Вот тут и меняется перспектива — она должна быть очень узнаваемая, вид снизу: годзила идёт, крокодила несёт — бьются друг об друга полицейские машины, воют сирены. бегут в панике местные жители. На плацу стоят героические спецназовцы, чернокожий сержант в камуфляже производит инструктаж, все готовы к подвигу. На всё это наступает равнодушная нога. Чмяк — и нету никого.
Мужик подходит к колодцу, открывает со скрипом крышку, вытягивает из колодца бидон с молоком, пьёт. Молоко течёт по его грязной майке. Тут опять меняется перспектива и лётчики в истребителях с крупнокалиберными пулемётами расстреливают щёку мужика, показывая друг другу всякие лётчицкие знаки, типа «первый, первый — я второй». Мужик хлопает себя по щеке, рассматривает ладонь, вытирает её об трусы. Зевает.
Ну и так далее, и так далее. Там много чего смешного.
Главное во всяком деле — это придумать конец.
Вот сидит мужик вечером за столом, раскладывает в компьютере пасьянс. В розетку воткнут уничтожитель: то есть время от времени падает мужику на стол издохший истребитель. Мужик его равнодушно смахивает на пол — ему хорошо: стоит перед ним рюмка водки и лежит пучок зелёного луку. Обмакивает мужик лук в солонку и тут раздаётся в дверь его стук — вежливый, но настойчивый.
Вздыхает мужик, отставляет рюмку в сторону, спускается опять по лестнице, отодвигает щеколду. А там Медведь стоит, улыбается.
Конец.
Туловище: Гхы.
Душа: Чего там, уродина?
Туловище: Ухи хочется. Помираю я.
Душа: Эй! Эй!! Охуело, что ли? Эй!!!
Туловище: ЫАК!
Душа: Эй, блядь! Подожди! Подожди, сука! Ну не сегодня, ну пожалуйста! Я тут… Да я же… Ну вот же пиздец какой… Ну давай хоть завтра?! Ну хоть, блядь, полчаса ещё, я может… Может нужно чего? Чего ж молчало-то блядь, ходило тут, жопой хрюкало? Не молчи, сволочь!

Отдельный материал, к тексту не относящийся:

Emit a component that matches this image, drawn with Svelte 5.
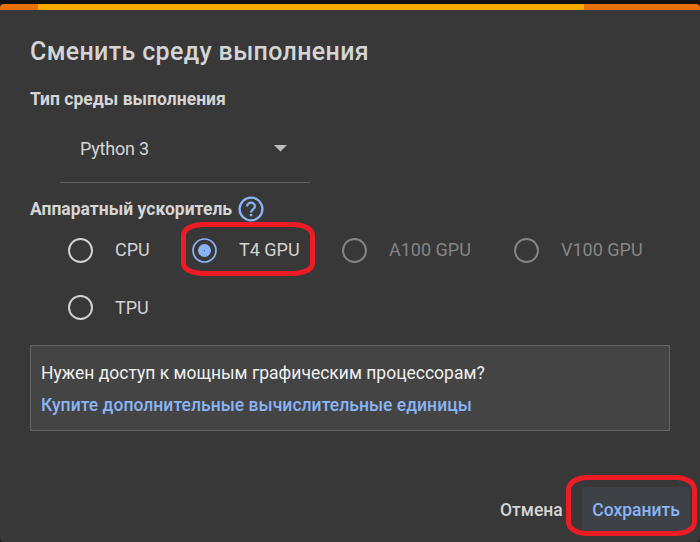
<script>
  let runtime = $state('T4 GPU');
  const rows = [
    [
      { name: 'CPU', width: 124 },
      { name: 'T4 GPU', width: 150 },
      { name: 'A100 GPU', width: 172, disabled: true },
      { name: 'V100 GPU', width: 130, disabled: true }
    ],
    [{ name: 'TPU', width: 124 }]
  ];
</script>

<main class="page">
  <section class="dialog" role="dialog" aria-label="Сменить среду выполнения">
    <div class="stripe"><i class="dark left"></i><i class="amber"></i><i class="dark right"></i></div>
    <h1><span>Сменить среду выполнения</span></h1>
    <h2>Тип среды выполнения</h2>
    <div class="select">
      <span>Python 3</span>
      <svg width="13" height="7" viewBox="0 0 13 7"><path d="M0 0H13L6.5 6.5Z" fill="#bdbdbd" /></svg>
    </div>
    <div class="heading">
      <h2 class="accelerator">Аппаратный ускоритель</h2>
      <svg class="help" width="26" height="26" viewBox="0 0 26 26" fill="none">
        <circle cx="13" cy="13" r="11.4" stroke="#8ab4f8" stroke-width="2.3" />
        <path d="M9.1 10.6C9.1 8.3 10.8 6.7 13 6.7s3.9 1.6 3.9 3.7c0 2.7-3.9 3.1-3.9 6" stroke="#8ab4f8" stroke-width="2.2" />
        <path d="M11.8 17.9h2.5v2.4h-2.5z" fill="#8ab4f8" />
      </svg>
    </div>
    <div class="options">
      {#each rows as row}
        <div class="row">
          {#each row as item}
            <button class="option" class:disabled={item.disabled} class:selected={runtime === item.name} disabled={item.disabled} style="width: {item.width}px" onclick={() => (runtime = item.name)}>
              <svg width="25" height="25" viewBox="0 0 25 25">
                <circle cx="12.5" cy="12.5" r="11.5" fill="none" stroke="currentColor" stroke-width={runtime === item.name ? 1.7 : 2} />
                {#if runtime === item.name}
                  <circle cx="12.5" cy="12.5" r="6.5" fill="currentColor" />
                  <circle cx="12.5" cy="12.5" r=".6" fill="#343c49" />
                {/if}
              </svg>
              <span>{item.name}</span>
            </button>
          {/each}
        </div>
      {/each}
      <svg class="mark choice" width="134" height="55" viewBox="0 0 134 55"><path d="M21 2.5H113Q131.500 4 131.500 14V41Q131.500 50 113 51.500H21Q2.500 50 2.500 41V14Q2.500 4 21 2.500Z" /></svg>
    </div>
    <div class="notice">
      <p><span class="question">Нужен доступ к мощным графическим процессорам?</span></p>
      <p><span class="link">Купите дополнительные вычислительные единицы</span></p>
    </div>
    <footer>
      <button class="cancel">Отмена</button>
      <button class="save">Сохранить</button>
      <svg class="mark confirm" width="131" height="62" viewBox="0 0 131 62"><path d="M20 2.500H111Q128.500 4 128.500 16V46Q128.500 57 111 58.500H20Q2.500 57 2.500 46V16Q2.500 4 20 2.500Z" /></svg>
    </footer>
  </section>
</main>

<style>
  :global(body) { margin: 0; background: #121212; }
  * { box-sizing: border-box; }
  .page { width: 700px; height: 542px; padding-top: 4px; background: #121212; overflow: hidden; font-family: Roboto, sans-serif; color: #d5d5d5; }
  .dialog { height: 538px; display: flex; flex-direction: column; background: #383838; border-radius: 4px; overflow: hidden; }
  .stripe { display: flex; height: 6px; flex: none; }
  .left { width: 38px; }
  .amber { width: 546px; background: #f9ab00; }
  .right { flex: 1; }
  .dark { background: #e8710a; }
  h1, h2, p { margin: 0; white-space: nowrap; }
  h1 { height: 74px; padding: 27px 0 0 30px; font-size: 25px; line-height: 30px; font-weight: 500; letter-spacing: .34px; }
  h2 { height: 30px; padding-left: 30px; font-size: 17.5px; line-height: 30px; font-weight: 700; letter-spacing: 0.02px; }
  .select { width: 250px; height: 69px; margin-left: 60px; padding: 0 23px 0 20px; display: flex; align-items: center; justify-content: space-between; border-bottom: 1px solid #606060; font-size: 18px; letter-spacing: -.2px; }
  .heading { display: flex; height: 42px; flex: none; align-items: center; padding-top: 10px; gap: 6px; }
  .accelerator { width: 232px; line-height: 31px; }
  .options { position: relative; height: 120px; flex: none; }
  .row { display: flex; height: 57px; padding-left: 68px; }
  button { font: inherit; color: inherit; background: none; border: 0; padding: 0; }
  .option { height: 50px; display: flex; align-items: center; gap: 22px; color: #d2d2d2; font-size: 18px; white-space: nowrap; text-align: left; }
  .option svg { flex: none; }
  .row:first-child .option span { padding-bottom: 2px; }
  .selected svg { color: #8ab4f8; }
  .disabled { color: #858585; }
  .mark { position: absolute; fill: none; stroke: #ed1c24; stroke-width: 5; pointer-events: none; }
  .choice { left: 181px; top: -3px; }
  .notice { width: 640px; height: 86px; flex: none; margin-left: 30px; padding: 11px 10px; background: #444; border: 1px solid #646464; color: #f0f0f0; font-size: 17.5px; }
  .notice p { height: 32px; line-height: 32px; }
  .link { color: #8ab4f8; font-weight: 500; letter-spacing: .04px; }
  footer { position: relative; display: flex; justify-content: flex-end; padding: 56px 10px 0 0; font-size: 17.5px; font-weight: 500; }
  .cancel { width: 64px; height: 45px; margin-right: 18px; text-align: left; }
  .save { width: 108px; height: 45px; border-radius: 4px; background: #3e4145; color: #8ab4f8; }
  .confirm { left: 566px; top: 44px; }
</style>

Печка-буржуйка начинает густо дымить и гаснет. Шланги и пузыри бесформенной кучей сваливаются на пол.
Становится совсем темно, только в круге синего света стоит Душа. Откуда-то издалека слышен длинный тоскливый звук.
Душа (обращаясь к залу): Вот же гнида, а? Вот же конская блядская залупа! Вот же уёбище пиздоголовое! Вонь, блядь, подрейтузная! Спермоглотина чешуйчатозалупная! Выпиздухоль глистопротухшая!
Звук всё усиливается, пока не переходит в невыносимый скрежет железа по стеклу. Зрители, зажав уши, разбегаются.
Душа (с трудом перекрикивая скрежет): Хуеблядская пиздопроёбина!!!
Звук постепенно замолкает, опускается занавес.
Душа (еле слышно): Главрыба… Главрыба….
К о н е ц
Февраль
Очень хорошо ездить в петербуржском метро после ноля часов и ноля минут. Там очень много места и можно сесть где угодно и притворяться, что ты спишь и ничего не замечаешь.
Например того, как катастрофически изменяется привлекательность двух милейших девушек после того, как ранее сидящий между ними юноша вышел на станции Чёрная Речка, а они поехали дальше.
В этом нет ничего плохого или страшного, просто в большинстве случаев, действительно, лучше не подглядывать.
А зато я постиг наконец тайную глубокую мудрость советской медицины (а она и в нынешней РФ так и осталась советской в лучшем смысле этого слова): в ожидании доктора пациент либо издохнет, либо ему полегчает. Во втором случае доктор вздохнёт укоризненно: ну что ж, вы, голубчик, занятых людей своими пустяками тревожите? А в первом случае все просто разведут руками: ну что ж тут поделаешь. Спасти можно лишь того, кого можно спасти, как совершенно точно заметил один поэт.
Когда-то, лет в семнадцать что ли, я, подумавши, вывел такое правило: быть жадным — это страшно невыгодно. Сегодня ты не дал кому-то соли, а завтра тебе не дадут луку.
До этого правила я, конечно, додумался не сам — я вывел его из романа три мушкетёра. Не помню уж в каком месте этого романа, на вопрос о том, как бы лучше потратить какую-то огромную сумму денег, кто-то, кажется Атос, дал замечательный совет: «А давайте эти деньги как можно быстрей пробухаем с максимальным количеством знакомых, а потом будем полгода ходить к ним в гости обедать».